At Christmas 1926 four masked men held up a mail car travelling between Ballinhassig railway station, and Kinsale.

Having ordered the driver down a quiet lane, they seized registered letters and packets, and extracted any banknotes.

Bad weather and remoteness posed further difficulties. At Christmas 1932, the main street in Clonakilty was impassable because of torrential rain, and post office workers were marooned.

Bantry postmen had to row mail across to lighthouses, and to Dursey, Bere and Whiddy islands.

‘Possibly nowhere else in Ireland have postmen to encounter such hardships during the Christmas season”, claimed The Southern Star in 1929.

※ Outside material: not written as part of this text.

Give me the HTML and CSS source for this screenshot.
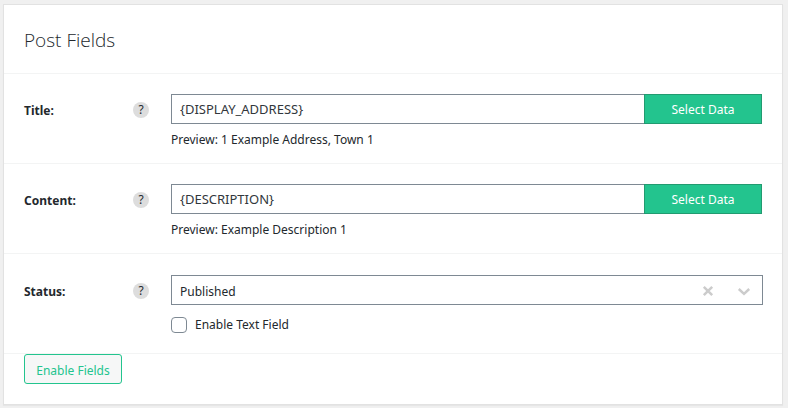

Postman Mike Sheehan from Goleen on his rounds in West Cork, on his trusty bicycle. He wore out 22 bikes on his over-40 years in the postal service.

 

Isolated farms made routes long, and mountain terrain meant steep climbs. Mike Sheehan from Goleen, who retired in the late 1970s, delivered letters, ‘rain or snow’, six days a week for over 40  years – including Christmas Day during the ‘30s and 40s – wore out 22 bikes in the process.

Dick Herlihy from Church Cross, Skibbereen, retired in 1987 after bringing the Christmas post for 42 years, regularly had the wheel arches of his much-loved orange postvan chewed by farm dogs.

It wasn’t ferocious dogs so much as a spate of huge ‘pussy cat’ greetings cards – some the size of a large newspaper – that challenged postmen in Courtmacsherry at Christmas 1977.

But year after year, under the expert supervision of the local postmasters – Mr Dwane at Bantry in the 1930s, Mr T Coakley at Clonakilty in the ’40s, and Mr M Hynes at Bandon in the ’50s – the mail has managed to get through before the ‘Big Day.’

It remains as true today as it was a century ago that a card or a letter, especially if it is personalised and hand written, ‘brightens Christmas’.

And who knows what might lie inside, quipped The Southern Star at Christmas 1929?

‘Times should be bad indeed when it doesn’t contain a money order for £5 or perhaps £20.’